EXERCISE DETAILS: Find each line with the word "index" and say how many there are, nothing else.

SOURCE DATA:
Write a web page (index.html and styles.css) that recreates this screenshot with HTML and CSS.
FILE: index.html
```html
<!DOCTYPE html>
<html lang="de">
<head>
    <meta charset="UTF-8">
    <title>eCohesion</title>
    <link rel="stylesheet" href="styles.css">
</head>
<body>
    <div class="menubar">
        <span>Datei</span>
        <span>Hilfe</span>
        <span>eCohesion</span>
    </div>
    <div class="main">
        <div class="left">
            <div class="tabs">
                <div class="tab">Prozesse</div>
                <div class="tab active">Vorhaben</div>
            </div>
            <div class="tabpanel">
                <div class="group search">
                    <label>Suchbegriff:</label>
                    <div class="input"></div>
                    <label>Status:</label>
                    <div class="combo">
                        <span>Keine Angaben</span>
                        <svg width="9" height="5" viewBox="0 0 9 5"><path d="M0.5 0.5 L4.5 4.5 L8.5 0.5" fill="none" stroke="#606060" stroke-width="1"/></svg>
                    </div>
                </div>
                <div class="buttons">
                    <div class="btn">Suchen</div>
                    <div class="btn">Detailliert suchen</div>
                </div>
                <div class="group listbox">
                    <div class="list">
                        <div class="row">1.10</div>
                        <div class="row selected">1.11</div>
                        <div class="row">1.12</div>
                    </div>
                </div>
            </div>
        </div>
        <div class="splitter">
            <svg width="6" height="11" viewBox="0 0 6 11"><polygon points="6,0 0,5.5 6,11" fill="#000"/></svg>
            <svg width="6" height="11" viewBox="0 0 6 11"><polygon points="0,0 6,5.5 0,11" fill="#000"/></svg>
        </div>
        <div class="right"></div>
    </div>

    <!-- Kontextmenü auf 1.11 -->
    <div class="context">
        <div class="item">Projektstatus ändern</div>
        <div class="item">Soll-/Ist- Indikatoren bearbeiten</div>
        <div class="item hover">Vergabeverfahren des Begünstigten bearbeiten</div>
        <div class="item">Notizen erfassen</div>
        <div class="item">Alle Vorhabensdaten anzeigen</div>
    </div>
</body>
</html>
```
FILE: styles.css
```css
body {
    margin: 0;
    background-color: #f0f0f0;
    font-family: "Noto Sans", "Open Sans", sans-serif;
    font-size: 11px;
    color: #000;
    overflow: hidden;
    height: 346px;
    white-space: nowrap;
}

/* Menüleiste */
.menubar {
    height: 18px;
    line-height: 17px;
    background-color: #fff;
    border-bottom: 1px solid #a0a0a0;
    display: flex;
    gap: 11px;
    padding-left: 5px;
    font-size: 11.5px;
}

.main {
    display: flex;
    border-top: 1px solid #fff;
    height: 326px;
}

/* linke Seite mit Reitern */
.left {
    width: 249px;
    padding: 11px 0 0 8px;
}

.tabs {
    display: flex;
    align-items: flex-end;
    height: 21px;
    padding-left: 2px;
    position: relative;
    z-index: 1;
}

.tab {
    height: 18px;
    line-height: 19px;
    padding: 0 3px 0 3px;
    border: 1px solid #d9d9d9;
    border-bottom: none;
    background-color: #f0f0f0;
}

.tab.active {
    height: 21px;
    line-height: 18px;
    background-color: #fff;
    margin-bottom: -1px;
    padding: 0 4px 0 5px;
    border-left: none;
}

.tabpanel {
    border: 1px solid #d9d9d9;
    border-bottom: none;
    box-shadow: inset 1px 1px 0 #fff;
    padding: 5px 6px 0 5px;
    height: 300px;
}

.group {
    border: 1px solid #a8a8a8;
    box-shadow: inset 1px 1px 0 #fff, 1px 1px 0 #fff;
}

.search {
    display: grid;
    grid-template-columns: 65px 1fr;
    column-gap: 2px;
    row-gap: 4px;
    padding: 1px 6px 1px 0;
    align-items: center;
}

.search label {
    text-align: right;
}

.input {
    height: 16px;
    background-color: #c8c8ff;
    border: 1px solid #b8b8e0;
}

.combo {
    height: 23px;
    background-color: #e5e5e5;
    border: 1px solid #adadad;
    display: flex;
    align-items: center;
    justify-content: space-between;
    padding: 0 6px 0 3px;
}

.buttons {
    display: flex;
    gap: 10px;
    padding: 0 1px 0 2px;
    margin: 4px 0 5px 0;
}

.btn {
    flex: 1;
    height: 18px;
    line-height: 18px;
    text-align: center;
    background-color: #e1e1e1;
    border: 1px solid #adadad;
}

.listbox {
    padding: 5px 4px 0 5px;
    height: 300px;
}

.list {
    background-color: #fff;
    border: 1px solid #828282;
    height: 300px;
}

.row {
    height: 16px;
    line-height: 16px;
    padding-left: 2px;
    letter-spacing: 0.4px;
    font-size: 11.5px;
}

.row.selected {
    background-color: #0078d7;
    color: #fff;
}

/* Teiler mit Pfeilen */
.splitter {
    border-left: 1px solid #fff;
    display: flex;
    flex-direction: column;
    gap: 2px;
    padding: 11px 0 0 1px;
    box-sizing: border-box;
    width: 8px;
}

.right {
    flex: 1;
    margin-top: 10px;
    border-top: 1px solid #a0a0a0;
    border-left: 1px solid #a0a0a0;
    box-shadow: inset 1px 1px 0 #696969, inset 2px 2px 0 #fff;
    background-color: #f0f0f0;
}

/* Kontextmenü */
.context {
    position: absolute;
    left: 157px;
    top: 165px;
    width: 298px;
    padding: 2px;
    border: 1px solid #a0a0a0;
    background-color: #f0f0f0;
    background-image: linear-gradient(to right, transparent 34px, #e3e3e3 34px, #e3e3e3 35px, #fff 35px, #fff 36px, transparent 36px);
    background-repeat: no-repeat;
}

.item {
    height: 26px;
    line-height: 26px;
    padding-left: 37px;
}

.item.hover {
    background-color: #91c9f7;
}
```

ANSWER TO THE TASK: 3